Такого рода замечания, приводившие меня в бешенство, решили судьбу моего фильма, и он оставался во мраке своих металлических коробок.

Однако в фильме «Ярость Африки» показана лишь простая правда о жизни животных, и, если это слишком грубо для детей, могу ответить, что я не снимаю детских фильмов. Я показал Природу такой, какой она всегда была и останется. Возможно, я ошибся, думая, что люди, привыкшие к спокойной жизни, могут благосклонно смотреть на то, как убивают льва или как леопард терзает бабуина. Но я жил среди всего этого, видел это повседневно и принимал все как обычное проявление жизни в мире животных. Все это происходит постоянно, каждый день, каждую минуту.

Больше всего надежд и бодрости у меня появилось после посещения компании Артура Рэнка, которая очень заинтересовалась фильмом. Мы начали переговоры и для просмотра вызвали цензора. Я сидел на этом сеансе с крепко стиснутыми кулаками и возносил молитвы к небу, но это не помогло. Цензор заявил, что в фильме слишком много жестокости, и приказал сделать вырезки, которые ни меня, ни компанию Рэнка совершенно не устраивали.

— К черту! — решил я. — Если Англия так оценивает «Ярость Африки», повезу фильм в Америку.

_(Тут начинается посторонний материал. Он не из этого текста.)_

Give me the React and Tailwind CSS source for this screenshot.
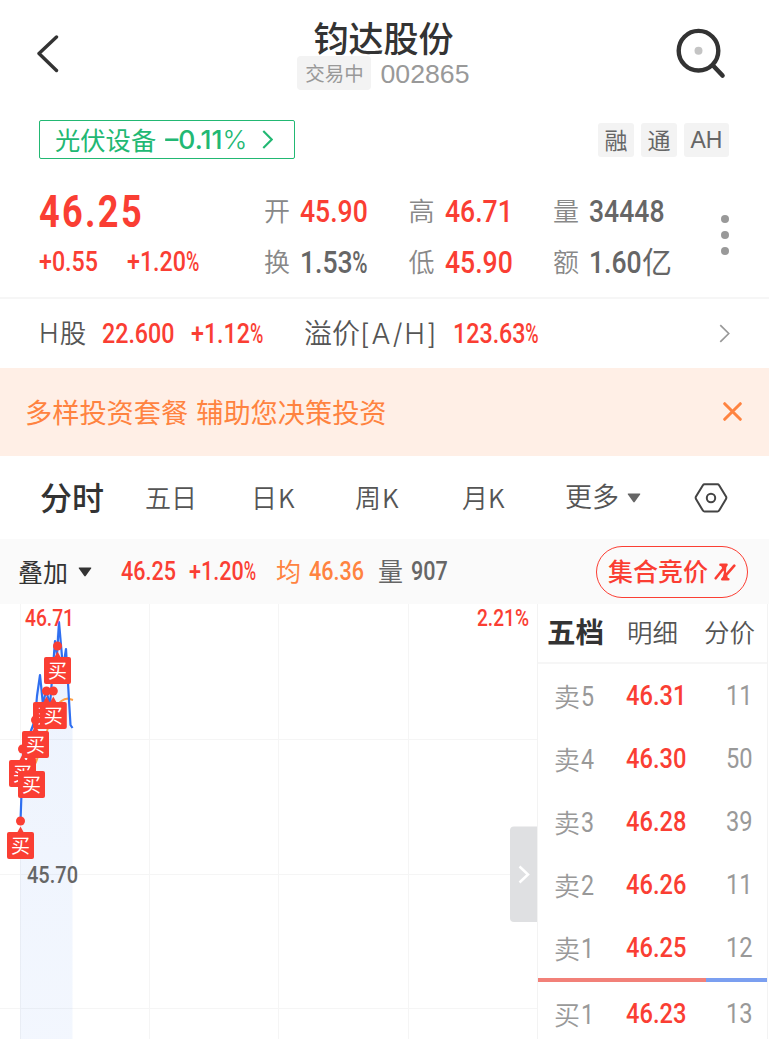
const SANS = "font-['Noto_Sans_CJK_SC',sans-serif]";

const stats = [
  [
    { label: "开", value: "45.90", red: true },
    { label: "换", value: "1.53%" },
  ],
  [
    { label: "高", value: "46.71", red: true },
    { label: "低", value: "45.90", red: true },
  ],
  [
    { label: "量", value: "34448" },
    { label: "额", value: "1.60", unit: "亿" },
  ],
];

const asks = [
  { label: "卖5", price: "46.31", volume: "11" },
  { label: "卖4", price: "46.30", volume: "50" },
  { label: "卖3", price: "46.28", volume: "39" },
  { label: "卖2", price: "46.26", volume: "11" },
  { label: "卖1", price: "46.25", volume: "12" },
];

const bids = [{ label: "买1", price: "46.23", volume: "13" }];

// x / y of the trade dot, the badge hangs below it
const trades = [
  { x: 57.5, y: 646 },
  { x: 46.5, y: 691 },
  { x: 53.3, y: 691 },
  { x: 22.5, y: 749 },
  { x: 35.5, y: 720 },
  { x: 31.5, y: 760 },
  { x: 20.5, y: 821 },
];

// Narrow figures: the glyphs are squeezed inside a box of fixed width
const Num = ({ className, children }) => {
  const percent = children.endsWith("%");
  return (
    <span className={`block shrink-0 whitespace-nowrap font-[Roboto,sans-serif] ${className}`}>
      <span className="inline-block origin-left scale-x-[.83]">
        {percent ? children.slice(0, -1) : children}
        {percent && <span className="inline-block origin-left scale-x-[.78]">%</span>}
      </span>
    </span>
  );
};

const Chevron = ({ className }) => (
  <svg className={className} viewBox="0 0 10 18" fill="none" stroke="currentColor">
    <path d="M1 1l8 8-8 8" />
  </svg>
);

const Caret = ({ className }) => (
  <svg className={className} viewBox="0 0 14 10" fill="currentColor">
    <path d="M1.3.5h11.4q1 0 .4.9L7.7 9q-.7.8-1.4 0L.9 1.4Q.3.5 1.3.5z" />
  </svg>
);

const Header = () => (
  <header className="flex h-[100px] items-start justify-between pl-[37px] pr-[42px]">
    <svg className="mt-[34px] h-10 w-[22px]" viewBox="0 0 22 40" fill="none" stroke="#333" strokeWidth="3.4" strokeLinecap="round" strokeLinejoin="round">
      <path d="M19.5 3L2 19.5 19.5 36.5" />
    </svg>
    <div className="ml-[33px] flex flex-col items-center">
      <h1 className="mt-[17px] h-10 text-[35px] font-medium leading-[40px] text-[#333]">钧达股份</h1>
      <div className="-mt-px flex h-[34px] items-center">
        <span className="h-[34px] w-[74px] rounded bg-[#f3f3f3] text-center text-[19.5px] leading-[33px] text-[#999]">交易中</span>
        <span className="ml-[9px] pt-0.5 font-['Liberation_Sans',sans-serif] text-[26.7px] text-[#999]">002865</span>
      </div>
    </div>
    <svg className="mt-7 h-[52px] w-[52px]" viewBox="0 0 52 52" fill="none">
      <circle cx="23.5" cy="22.7" r="19.8" stroke="#333" strokeWidth="4.4" />
      <circle cx="23.5" cy="22.7" r="4" fill="#c4c4c4" />
      <path d="M38 37.5L47.5 47.5" stroke="#333" strokeWidth="4.6" strokeLinecap="round" />
    </svg>
  </header>
);

const Tags = () => (
  <div className="flex h-[82px] items-start justify-between pl-[39px] pr-10 pt-5">
    <div className="flex h-[39px] w-[256px] items-center rounded-[2px] border border-[#22b873] pl-[15px] text-[#22b873]">
      <span className="w-[110px] whitespace-nowrap text-[25.3px] leading-[37px]">光伏设备</span>
      <span className="w-[97px] whitespace-nowrap font-[Inter,sans-serif] text-[26px] font-medium leading-[37px]">
        <span className="inline-block origin-left scale-x-[1.02]">–0.11<span className="font-light">%</span></span>
      </span>
      <Chevron className="h-[19px] w-[11px] stroke-2" />
    </div>
    <div className="mt-[3px] flex gap-[7px] text-[23px] leading-[33px] text-[#666]">
      <span className="h-[34px] w-9 rounded-[3px] bg-[#f3f3f3] text-center">融</span>
      <span className="h-[34px] w-9 rounded-[3px] bg-[#f3f3f3] text-center">通</span>
      <span className="h-[34px] w-[45px] rounded-[3px] bg-[#f3f3f3] text-center font-['Liberation_Sans',sans-serif] leading-[35px]">AH</span>
    </div>
  </div>
);

const Quote = () => (
  <section className="flex h-[117px] border-b-2 border-[#f6f6f6] pl-[39px] text-[#fa3e33]">
    <div className="w-[225px]">
      <Num className="mt-[8px] h-[46px] text-[43.5px] font-bold leading-[46px] tracking-[2.8px]">46.25</Num>
      <div className="mt-[9px] flex text-[28px] font-medium leading-[34px]">
        <Num className="w-[88px]">+0.55</Num>
        <Num className="w-20">+1.20%</Num>
      </div>
    </div>
    {stats.map((column, i) => (
      <div className="w-[144.5px] pt-[9px]" key={i}>
        {column.map((item) => (
          <div className="mb-[11px] flex h-10 items-center" key={item.label}>
            <span className="w-[36px] pb-[3px] text-[26px] font-[350] leading-[37px] text-[#888]">{item.label}</span>
            <Num className={`text-[32px] font-medium leading-10 ${item.red ? "" : "text-[#666]"} ${item.unit ? "w-[53px]" : ""}`}>
              {item.value}
            </Num>
            {item.unit && <span className="pb-[3px] text-[30px] leading-[37px] text-[#666]">{item.unit}</span>}
          </div>
        ))}
      </div>
    ))}
    <div className="ml-[23px] mt-[33px] flex flex-col gap-2">
      <i className="size-2 rounded-full bg-[#999]" />
      <i className="size-2 rounded-full bg-[#999]" />
      <i className="size-2 rounded-full bg-[#999]" />
    </div>
  </section>
);

const HShare = () => (
  <section className="flex h-[69px] items-center pl-[39px] text-[28px] font-medium text-[#fa3e33]">
    <span className="w-[63px] whitespace-nowrap pb-0.5 text-[26.5px] font-[350] text-[#555]">
      <span className="mr-px font-[Inter,sans-serif] font-light">H</span>股
    </span>
    <Num className="w-[89px]">22.600</Num>
    <Num className="w-[113px]">+1.12%</Num>
    <span className="w-[149px] whitespace-nowrap pb-0.5 text-[28px] font-[350] text-[#555]">
      溢价<span className="font-[Inter,sans-serif] font-light tracking-[1.8px]">[A/H]</span>
    </span>
    <Num className="w-[266px]">123.63%</Num>
    <Chevron className="h-[19px] w-[11px] stroke-[1.6] text-[#999]" />
  </section>
);

const Banner = () => (
  <div className="flex h-[88px] items-center justify-between bg-[#ffefe6] pb-px pl-[25px] pr-[27px] text-[#ff8340]">
    <span className="text-[27.2px] [word-spacing:2px]">多样投资套餐 辅助您决策投资</span>
    <svg className="h-[19px] w-[19px]" viewBox="0 0 19 19" stroke="currentColor" strokeWidth="3" strokeLinecap="round">
      <path d="M1.7 1.7l15.6 15.6M17.3 1.7L1.7 17.3" />
    </svg>
  </div>
);

const Tabs = () => (
  <nav className="flex h-[83px] items-center pl-10 text-[26px] font-[350] text-[#555] [&>span]:pb-[3px]">
    <span className="w-[105px] text-[32px] font-medium text-[#333]">分时</span>
    <span className="w-[106px]">五日</span>
    <span className="w-[104px] tracking-[1px]">日K</span>
    <span className="w-[107px] tracking-[1px]">周K</span>
    <span className="w-[103px]">月K</span>
    <span className="w-[62px] text-[27px]">更多</span>
    <Caret className="h-[10px] w-[14px] text-[#666]" />
    <svg className="ml-[53px] h-[30px] w-[34px]" viewBox="0 0 34 30" fill="none" stroke="#444" strokeWidth="2">
      <path d="M10.5 1.2h13q1 0 1.6 1L32 13.6q.7 1.2 0 2.5l-6.9 11.5q-.6 1-1.6 1h-13q-1 0-1.6-1L2 16.1q-.7-1.3 0-2.5L8.9 2.2q.6-1 1.6-1z" />
      <circle cx="17" cy="15" r="4.2" />
    </svg>
  </nav>
);

const Overlay = () => (
  <div className="flex h-[65px] items-center bg-[#fafafa] pl-[18px] text-[25px] font-medium text-[#fa3e33]">
    <span className="w-[60px] font-normal text-[#333]">叠加</span>
    <Caret className="mr-[29px] h-[10px] w-[14px] text-[#333]" />
    <Num className="w-[68px] text-[26px]">46.25</Num>
    <Num className="w-[87px] text-[26px]">+1.20%</Num>
    <span className="w-[33px] pb-0.5 font-normal text-[#ff8340]">均</span>
    <Num className="w-[69px] text-[26px] text-[#ff8340]">46.36</Num>
    <span className="w-[33px] pb-0.5 font-normal text-[#666]">量</span>
    <Num className="w-[185px] text-[26px] text-[#666]">907</Num>
    <button className="flex h-[52px] w-[152px] items-center rounded-full border border-[#fa3e33] pl-[11px]">
      <span className="whitespace-nowrap pb-0.5">集合竞价</span>
      <svg className="ml-[6px] h-[18px] w-[22px]" viewBox="0 0 22 18" fill="none" stroke="currentColor" strokeWidth="2.6" strokeLinecap="round" strokeLinejoin="round">
        <path d="M6.5 1.7H12.5L1.7 15.3M20.3 2.7L8.3 16.3H14.3" />
        <path d="M6.500 1.700H12.500L12 9l2.300 7.300H8.300L10 9z" fill="currentColor" stroke="none" />
      </svg>
    </button>
  </div>
);

const Chart = () => (
  <svg className="block h-[435px] w-[537px] shrink-0" viewBox="0 604 537 435">
    <defs>
      <linearGradient id="area" x1="0" y1="0" x2="0" y2="1">
        <stop offset="0" stopColor="#3377ee" stopOpacity=".09" />
        <stop offset="1" stopColor="#3377ee" stopOpacity=".06" />
      </linearGradient>
    </defs>
    <path d="M20.5 604V1039M149.5 604V1039M278.5 604V1039M408.5 604V1039M0 739.5H537M0 874.5H537M0 1008.5H537" stroke="#f5f5f5" />
    <path d="M20 821L24 755L35 720L40 675L45 693L50 690L55 641L59 622L64 668L66 649L70 725L72.5 728V1039H20z" fill="url(#area)" />
    <path d="M21 790L36 762L47 731L55 708Q61 699 68 698.5L73 700" fill="none" stroke="#ff9f43" strokeWidth="2" />
    <path d="M20.5 821L23 752L35 720L37 696L40 675L43 705L46 690L50 705L55 641L57 655L59 622L63 668L66 649L69 700L70.5 725L72.5 728" fill="none" stroke="#2f6ff0" strokeWidth="2.2" strokeLinejoin="round" />
    {trades.map(({ x, y }) => (
      <g key={`${x}-${y}`} fill="#fa3e33">
        <circle cx={x} cy={y} r="4.5" />
        <path d={`M${x - 3} ${y + 11}L${x} ${y + 5.5}L${x + 3} ${y + 11}z`} />
        <rect x={x - 13.5} y={y + 11} width="27" height="27" rx="2" />
        <text x={x} y={y + 31.5} fill="#fff" fontSize="19" textAnchor="middle" className={SANS}>买</text>
      </g>
    ))}
    <g className="font-[Roboto,sans-serif] font-medium" fontSize="24">
      <text x="25" y="626" textLength="49" lengthAdjust="spacingAndGlyphs" fill="#fa3e33">46.71</text>
      <text x="477" y="626" textLength="52" lengthAdjust="spacingAndGlyphs" fill="#fa3e33">2.21%</text>
      <text x="27" y="883" textLength="51" lengthAdjust="spacingAndGlyphs" fill="#666">45.70</text>
    </g>
    <path d="M514 826.5H537V922H514q-4 0-4-4V830.5q0-4 4-4z" fill="#dfe0e2" />
    <path d="M519.5 866.5l8.5 8-8.5 8" fill="none" stroke="#fff" strokeWidth="2.5" />
  </svg>
);

const Level = ({ label, price, volume }) => (
  <li className="flex h-[63px] items-center pl-4 text-[#999]">
    <span className="w-[27px] pb-[3px] text-[26px] font-[350]">{label[0]}</span>
    <Num className="w-[45px] text-[28px]">{label[1]}</Num>
    <Num className="w-[100px] text-[28.5px] font-medium text-[#fa3e33]">{price}</Num>
    <Num className="text-[28.5px]">{volume}</Num>
  </li>
);

const OrderBook = () => (
  <aside className="w-[231px] border-x border-[#f3f3f3]">
    <div className="flex h-[60px] items-center border-b-2 border-[#f6f6f6] pl-[9px] text-[25.5px] font-[350] text-[#555] [&>span]:pb-[4px]">
      <span className="w-[80px] text-[28.5px] font-bold text-[#333]">五档</span>
      <span className="w-[77px]">明细</span>
      <span>分价</span>
    </div>
    <ul className="pt-px">
      {asks.map((level) => (
        <Level key={level.label} {...level} />
      ))}
    </ul>
    <div className="-mt-0.5 mb-px flex h-1">
      <div className="w-[168px] bg-[#f28078]" />
      <div className="flex-1 bg-[#7b9ff0]" />
    </div>
    <ul>
      {bids.map((level) => (
        <Level key={level.label} {...level} />
      ))}
    </ul>
  </aside>
);

const App = () => {
  return (
    <div className={`h-[1039px] w-[769px] overflow-hidden bg-white ${SANS}`}>
      <Header />
      <Tags />
      <Quote />
      <HShare />
      <Banner />
      <Tabs />
      <Overlay />
      <div className="flex">
        <Chart />
        <OrderBook />
      </div>
    </div>
  );
};

export default App;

Через несколько дней я был уже на борту «Куин, Мэри», которая отправлялась в Нью-Йорк. В Америку я ехал впервые, поэтому заранее послал телеграмму своему другу — полковнику Эдварду Блэнку, бывшему авиационному атташе при посольстве Соединенных Штатов в Претории. Он встретил меня в порту. Я оставил свой багаж в гостинице, и потом мы целую ночь совершали стремительные вылазки по барам, кабаре и ночным клубам.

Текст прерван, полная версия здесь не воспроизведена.